AIM: Pull out each line of the data that includes the word "with".

---------- DATASET ----------

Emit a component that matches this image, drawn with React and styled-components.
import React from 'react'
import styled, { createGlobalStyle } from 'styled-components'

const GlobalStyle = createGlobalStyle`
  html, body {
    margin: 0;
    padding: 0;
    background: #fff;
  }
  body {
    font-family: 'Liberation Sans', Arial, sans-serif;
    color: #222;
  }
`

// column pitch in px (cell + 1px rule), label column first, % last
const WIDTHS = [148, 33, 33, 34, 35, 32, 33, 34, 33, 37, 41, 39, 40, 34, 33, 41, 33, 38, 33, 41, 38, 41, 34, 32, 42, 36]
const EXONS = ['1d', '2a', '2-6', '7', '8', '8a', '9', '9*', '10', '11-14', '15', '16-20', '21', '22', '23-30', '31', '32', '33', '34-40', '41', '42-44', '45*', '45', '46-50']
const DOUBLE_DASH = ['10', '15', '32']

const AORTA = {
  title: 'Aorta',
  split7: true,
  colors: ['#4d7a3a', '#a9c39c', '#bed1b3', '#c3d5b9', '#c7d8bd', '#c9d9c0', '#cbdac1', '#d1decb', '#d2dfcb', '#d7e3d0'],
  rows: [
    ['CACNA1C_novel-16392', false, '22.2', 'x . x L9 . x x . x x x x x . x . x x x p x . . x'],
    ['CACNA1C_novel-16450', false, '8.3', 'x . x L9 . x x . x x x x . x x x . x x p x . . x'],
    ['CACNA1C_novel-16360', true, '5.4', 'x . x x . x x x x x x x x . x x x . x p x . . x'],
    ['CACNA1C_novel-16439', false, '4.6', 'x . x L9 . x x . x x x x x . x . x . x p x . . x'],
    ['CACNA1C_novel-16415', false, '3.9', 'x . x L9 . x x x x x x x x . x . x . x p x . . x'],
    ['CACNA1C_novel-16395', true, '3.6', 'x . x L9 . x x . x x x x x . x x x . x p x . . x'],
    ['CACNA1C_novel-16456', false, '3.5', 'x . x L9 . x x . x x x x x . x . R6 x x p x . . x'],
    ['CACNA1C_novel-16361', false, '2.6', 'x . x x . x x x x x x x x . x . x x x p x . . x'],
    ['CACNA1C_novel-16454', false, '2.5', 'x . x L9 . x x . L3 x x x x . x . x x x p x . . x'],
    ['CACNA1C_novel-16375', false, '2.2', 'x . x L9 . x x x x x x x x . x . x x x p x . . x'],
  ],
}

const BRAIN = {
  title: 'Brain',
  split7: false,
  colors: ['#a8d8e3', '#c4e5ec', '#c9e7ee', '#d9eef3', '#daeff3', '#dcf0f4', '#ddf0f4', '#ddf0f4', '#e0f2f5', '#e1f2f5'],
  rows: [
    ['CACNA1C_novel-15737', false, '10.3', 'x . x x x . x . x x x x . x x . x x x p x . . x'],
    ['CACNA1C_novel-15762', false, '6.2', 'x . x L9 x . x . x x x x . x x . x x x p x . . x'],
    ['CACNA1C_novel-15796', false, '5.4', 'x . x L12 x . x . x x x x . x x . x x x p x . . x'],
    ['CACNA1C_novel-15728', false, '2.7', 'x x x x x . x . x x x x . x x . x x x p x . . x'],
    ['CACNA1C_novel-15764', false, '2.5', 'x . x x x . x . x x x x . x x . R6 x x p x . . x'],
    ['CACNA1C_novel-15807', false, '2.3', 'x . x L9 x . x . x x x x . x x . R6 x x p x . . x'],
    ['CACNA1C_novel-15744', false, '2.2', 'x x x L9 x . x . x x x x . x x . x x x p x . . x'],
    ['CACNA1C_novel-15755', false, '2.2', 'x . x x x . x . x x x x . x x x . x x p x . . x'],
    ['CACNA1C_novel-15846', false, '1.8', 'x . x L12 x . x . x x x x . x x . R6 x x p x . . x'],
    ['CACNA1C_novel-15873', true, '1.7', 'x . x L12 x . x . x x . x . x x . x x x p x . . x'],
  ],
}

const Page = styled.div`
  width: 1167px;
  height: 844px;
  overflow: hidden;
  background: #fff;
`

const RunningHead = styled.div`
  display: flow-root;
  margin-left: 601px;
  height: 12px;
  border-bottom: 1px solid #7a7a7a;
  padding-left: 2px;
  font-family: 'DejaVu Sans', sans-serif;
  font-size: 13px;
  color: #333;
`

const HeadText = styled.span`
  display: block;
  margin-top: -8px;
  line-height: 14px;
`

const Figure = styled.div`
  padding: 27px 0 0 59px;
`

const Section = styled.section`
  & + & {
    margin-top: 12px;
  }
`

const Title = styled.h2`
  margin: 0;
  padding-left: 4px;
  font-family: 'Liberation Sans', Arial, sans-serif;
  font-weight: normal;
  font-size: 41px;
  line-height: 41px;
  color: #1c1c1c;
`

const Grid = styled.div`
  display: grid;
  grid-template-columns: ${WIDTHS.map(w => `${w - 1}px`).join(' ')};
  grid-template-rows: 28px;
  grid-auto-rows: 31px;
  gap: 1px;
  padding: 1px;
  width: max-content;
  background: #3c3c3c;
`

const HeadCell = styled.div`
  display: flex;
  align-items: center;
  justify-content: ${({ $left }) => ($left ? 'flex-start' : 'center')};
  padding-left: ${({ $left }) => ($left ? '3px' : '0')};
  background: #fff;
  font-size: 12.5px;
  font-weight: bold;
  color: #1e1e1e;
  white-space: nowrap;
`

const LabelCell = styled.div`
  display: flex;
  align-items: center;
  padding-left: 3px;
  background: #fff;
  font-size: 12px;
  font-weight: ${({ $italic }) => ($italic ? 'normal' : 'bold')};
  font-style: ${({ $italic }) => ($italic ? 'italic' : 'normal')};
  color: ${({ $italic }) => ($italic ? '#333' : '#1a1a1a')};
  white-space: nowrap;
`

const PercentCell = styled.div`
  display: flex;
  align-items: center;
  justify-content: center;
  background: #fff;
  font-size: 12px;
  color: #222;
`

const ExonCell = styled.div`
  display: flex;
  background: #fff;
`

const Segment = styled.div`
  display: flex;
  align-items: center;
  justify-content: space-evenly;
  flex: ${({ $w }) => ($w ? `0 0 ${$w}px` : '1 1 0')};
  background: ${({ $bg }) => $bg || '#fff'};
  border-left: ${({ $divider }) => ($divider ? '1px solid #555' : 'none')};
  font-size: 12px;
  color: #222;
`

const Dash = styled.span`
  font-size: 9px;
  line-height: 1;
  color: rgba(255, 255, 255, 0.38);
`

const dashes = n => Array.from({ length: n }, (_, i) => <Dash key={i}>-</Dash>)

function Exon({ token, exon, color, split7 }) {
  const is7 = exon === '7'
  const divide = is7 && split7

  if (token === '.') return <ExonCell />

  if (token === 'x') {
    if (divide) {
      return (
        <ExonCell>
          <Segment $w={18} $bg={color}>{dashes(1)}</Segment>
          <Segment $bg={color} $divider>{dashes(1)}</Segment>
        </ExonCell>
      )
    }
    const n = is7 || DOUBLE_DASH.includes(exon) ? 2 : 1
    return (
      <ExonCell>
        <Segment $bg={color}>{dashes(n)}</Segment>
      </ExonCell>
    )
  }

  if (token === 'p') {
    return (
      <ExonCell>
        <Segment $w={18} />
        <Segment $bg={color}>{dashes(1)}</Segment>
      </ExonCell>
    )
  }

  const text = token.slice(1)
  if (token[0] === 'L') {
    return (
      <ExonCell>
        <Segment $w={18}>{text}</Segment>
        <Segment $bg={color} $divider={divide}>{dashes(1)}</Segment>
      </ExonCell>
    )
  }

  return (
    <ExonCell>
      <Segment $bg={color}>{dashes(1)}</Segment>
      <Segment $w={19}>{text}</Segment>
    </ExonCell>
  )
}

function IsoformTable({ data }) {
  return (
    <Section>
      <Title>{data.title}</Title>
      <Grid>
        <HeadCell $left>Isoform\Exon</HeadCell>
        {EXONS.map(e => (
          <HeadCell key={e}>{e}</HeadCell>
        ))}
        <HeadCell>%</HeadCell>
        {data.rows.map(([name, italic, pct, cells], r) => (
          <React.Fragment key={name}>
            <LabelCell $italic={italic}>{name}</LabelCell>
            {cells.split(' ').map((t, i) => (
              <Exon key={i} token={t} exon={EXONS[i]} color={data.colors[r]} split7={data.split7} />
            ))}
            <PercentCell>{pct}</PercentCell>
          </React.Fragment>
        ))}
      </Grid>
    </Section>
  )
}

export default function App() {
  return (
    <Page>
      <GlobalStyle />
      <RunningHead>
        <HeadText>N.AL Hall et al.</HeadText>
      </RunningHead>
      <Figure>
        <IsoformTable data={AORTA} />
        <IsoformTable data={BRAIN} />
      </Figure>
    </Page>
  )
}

----------
---------- DATASET ----------

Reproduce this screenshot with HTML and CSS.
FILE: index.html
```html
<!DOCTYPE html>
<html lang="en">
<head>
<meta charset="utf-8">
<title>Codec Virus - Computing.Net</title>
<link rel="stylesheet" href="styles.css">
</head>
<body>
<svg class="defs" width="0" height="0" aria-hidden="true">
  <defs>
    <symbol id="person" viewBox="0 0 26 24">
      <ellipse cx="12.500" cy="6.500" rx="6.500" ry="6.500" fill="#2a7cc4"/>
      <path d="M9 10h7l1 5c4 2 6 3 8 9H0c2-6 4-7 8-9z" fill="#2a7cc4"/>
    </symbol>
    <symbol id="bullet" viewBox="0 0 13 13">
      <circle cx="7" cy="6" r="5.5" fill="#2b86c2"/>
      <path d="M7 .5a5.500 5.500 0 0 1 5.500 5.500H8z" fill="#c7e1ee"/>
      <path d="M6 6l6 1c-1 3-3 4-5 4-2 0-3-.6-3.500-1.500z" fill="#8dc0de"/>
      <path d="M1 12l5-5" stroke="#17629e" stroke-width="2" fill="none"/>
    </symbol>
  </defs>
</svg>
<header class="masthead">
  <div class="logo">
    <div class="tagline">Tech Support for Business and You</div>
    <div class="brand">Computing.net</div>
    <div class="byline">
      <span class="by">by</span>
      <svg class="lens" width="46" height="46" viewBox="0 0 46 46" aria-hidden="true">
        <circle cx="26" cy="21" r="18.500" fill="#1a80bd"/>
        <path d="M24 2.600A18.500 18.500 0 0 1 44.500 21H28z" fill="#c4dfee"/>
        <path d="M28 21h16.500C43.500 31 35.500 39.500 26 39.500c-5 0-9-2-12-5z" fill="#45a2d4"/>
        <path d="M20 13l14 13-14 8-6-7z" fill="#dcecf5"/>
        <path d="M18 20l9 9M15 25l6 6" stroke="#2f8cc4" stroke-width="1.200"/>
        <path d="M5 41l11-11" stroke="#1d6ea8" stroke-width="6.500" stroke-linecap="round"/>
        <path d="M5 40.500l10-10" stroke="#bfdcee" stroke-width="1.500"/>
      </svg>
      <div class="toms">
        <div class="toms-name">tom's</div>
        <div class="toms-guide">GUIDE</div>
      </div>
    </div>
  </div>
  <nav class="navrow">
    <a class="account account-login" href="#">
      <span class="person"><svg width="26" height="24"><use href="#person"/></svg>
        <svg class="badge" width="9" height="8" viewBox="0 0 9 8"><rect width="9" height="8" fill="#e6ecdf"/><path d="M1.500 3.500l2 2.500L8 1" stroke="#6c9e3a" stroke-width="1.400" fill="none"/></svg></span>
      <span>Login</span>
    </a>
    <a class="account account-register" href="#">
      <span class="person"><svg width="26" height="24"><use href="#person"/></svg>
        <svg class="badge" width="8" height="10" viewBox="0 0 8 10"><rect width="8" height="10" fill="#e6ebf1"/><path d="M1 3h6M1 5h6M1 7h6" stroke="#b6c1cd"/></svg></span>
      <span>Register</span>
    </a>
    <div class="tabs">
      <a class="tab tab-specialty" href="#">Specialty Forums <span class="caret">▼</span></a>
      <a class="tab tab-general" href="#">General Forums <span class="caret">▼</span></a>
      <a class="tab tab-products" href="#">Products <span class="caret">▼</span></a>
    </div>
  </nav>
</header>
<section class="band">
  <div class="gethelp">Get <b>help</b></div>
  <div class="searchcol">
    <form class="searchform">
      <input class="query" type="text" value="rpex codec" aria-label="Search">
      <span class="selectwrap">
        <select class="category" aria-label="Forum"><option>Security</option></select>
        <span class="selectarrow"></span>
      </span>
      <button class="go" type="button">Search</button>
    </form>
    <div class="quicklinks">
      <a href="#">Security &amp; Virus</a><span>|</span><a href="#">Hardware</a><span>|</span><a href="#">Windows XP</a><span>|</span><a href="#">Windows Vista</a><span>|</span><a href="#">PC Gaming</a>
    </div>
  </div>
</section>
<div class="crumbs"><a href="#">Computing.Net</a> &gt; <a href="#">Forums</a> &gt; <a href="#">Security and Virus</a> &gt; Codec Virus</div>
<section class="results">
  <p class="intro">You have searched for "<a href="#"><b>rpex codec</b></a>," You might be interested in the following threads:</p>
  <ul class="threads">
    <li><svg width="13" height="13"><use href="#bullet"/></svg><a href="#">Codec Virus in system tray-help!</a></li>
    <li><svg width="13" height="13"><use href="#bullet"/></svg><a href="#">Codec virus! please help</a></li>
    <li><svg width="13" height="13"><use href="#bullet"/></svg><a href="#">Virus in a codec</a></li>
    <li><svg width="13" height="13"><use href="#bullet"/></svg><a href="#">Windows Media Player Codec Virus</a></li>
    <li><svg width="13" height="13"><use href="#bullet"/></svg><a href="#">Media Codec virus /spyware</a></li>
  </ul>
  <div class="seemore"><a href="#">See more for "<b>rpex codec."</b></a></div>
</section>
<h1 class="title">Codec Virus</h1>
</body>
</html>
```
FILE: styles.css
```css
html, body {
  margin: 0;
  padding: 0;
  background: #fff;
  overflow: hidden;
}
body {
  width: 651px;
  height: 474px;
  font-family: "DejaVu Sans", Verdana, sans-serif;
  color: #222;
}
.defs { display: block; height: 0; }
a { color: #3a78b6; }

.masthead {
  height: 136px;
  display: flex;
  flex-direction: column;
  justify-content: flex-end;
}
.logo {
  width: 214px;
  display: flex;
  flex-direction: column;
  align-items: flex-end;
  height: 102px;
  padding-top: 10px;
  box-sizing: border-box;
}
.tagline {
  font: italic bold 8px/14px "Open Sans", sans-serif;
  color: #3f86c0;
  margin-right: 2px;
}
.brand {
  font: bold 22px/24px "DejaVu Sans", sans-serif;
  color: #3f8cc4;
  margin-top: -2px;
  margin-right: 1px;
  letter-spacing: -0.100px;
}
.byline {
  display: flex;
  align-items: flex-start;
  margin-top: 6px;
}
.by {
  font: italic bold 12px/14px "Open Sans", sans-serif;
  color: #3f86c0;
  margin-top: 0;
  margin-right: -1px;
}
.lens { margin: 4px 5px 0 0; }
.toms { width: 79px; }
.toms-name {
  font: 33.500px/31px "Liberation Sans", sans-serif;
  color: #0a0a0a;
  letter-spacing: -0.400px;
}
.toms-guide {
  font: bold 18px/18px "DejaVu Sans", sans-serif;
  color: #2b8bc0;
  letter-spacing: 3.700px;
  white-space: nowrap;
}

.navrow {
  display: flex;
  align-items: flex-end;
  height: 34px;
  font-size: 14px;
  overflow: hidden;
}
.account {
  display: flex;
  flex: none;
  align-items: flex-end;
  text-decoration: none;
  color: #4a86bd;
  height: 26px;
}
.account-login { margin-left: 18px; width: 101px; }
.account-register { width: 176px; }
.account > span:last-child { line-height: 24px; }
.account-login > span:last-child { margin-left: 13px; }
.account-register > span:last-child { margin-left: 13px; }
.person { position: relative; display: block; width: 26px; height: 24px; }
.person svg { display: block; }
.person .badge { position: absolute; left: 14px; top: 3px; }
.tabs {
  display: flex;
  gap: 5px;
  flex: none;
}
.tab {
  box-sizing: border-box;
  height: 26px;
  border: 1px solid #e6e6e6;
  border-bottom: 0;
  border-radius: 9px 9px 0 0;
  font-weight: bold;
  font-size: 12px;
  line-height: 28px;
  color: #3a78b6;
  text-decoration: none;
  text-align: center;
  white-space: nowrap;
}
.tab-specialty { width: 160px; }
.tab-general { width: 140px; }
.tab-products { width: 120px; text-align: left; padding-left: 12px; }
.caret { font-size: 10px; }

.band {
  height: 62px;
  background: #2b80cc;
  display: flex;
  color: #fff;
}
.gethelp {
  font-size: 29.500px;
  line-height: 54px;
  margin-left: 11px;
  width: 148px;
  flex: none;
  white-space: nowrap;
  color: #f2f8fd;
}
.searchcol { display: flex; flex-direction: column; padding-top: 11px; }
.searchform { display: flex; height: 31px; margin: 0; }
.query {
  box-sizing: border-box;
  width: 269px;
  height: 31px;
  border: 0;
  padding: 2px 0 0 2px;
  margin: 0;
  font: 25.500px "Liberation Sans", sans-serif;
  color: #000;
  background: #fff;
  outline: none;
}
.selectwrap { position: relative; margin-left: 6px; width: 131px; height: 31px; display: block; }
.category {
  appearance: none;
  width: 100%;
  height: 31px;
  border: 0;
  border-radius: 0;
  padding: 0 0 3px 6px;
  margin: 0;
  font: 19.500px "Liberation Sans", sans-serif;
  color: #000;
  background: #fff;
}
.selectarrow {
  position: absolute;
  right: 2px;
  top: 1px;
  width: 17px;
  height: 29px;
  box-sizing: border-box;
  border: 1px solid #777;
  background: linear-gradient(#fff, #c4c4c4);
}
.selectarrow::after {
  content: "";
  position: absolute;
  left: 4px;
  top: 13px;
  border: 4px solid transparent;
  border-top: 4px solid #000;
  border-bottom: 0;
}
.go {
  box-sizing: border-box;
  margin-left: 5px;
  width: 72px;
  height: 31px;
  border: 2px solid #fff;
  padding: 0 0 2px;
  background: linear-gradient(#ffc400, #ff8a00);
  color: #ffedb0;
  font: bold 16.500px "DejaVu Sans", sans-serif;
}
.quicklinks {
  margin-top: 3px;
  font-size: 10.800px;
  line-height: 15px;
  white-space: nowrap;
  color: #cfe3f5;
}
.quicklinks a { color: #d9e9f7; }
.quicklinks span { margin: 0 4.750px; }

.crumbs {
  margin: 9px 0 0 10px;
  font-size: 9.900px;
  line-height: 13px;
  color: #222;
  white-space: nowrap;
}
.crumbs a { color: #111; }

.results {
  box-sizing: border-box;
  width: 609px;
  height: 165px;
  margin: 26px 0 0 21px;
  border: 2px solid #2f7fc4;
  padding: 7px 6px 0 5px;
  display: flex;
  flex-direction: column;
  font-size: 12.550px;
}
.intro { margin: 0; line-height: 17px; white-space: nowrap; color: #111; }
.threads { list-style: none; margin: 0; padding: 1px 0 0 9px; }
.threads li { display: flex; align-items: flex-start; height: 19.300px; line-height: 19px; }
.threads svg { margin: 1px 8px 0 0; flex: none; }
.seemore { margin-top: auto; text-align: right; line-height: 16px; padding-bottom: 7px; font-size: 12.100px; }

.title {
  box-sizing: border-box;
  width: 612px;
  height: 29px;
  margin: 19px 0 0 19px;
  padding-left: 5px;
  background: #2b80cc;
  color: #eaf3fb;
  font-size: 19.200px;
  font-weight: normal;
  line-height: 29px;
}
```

----------

THE RESULT:
Emit a component that matches this image, drawn with React and styled-components.
Reproduce this screenshot with HTML and CSS.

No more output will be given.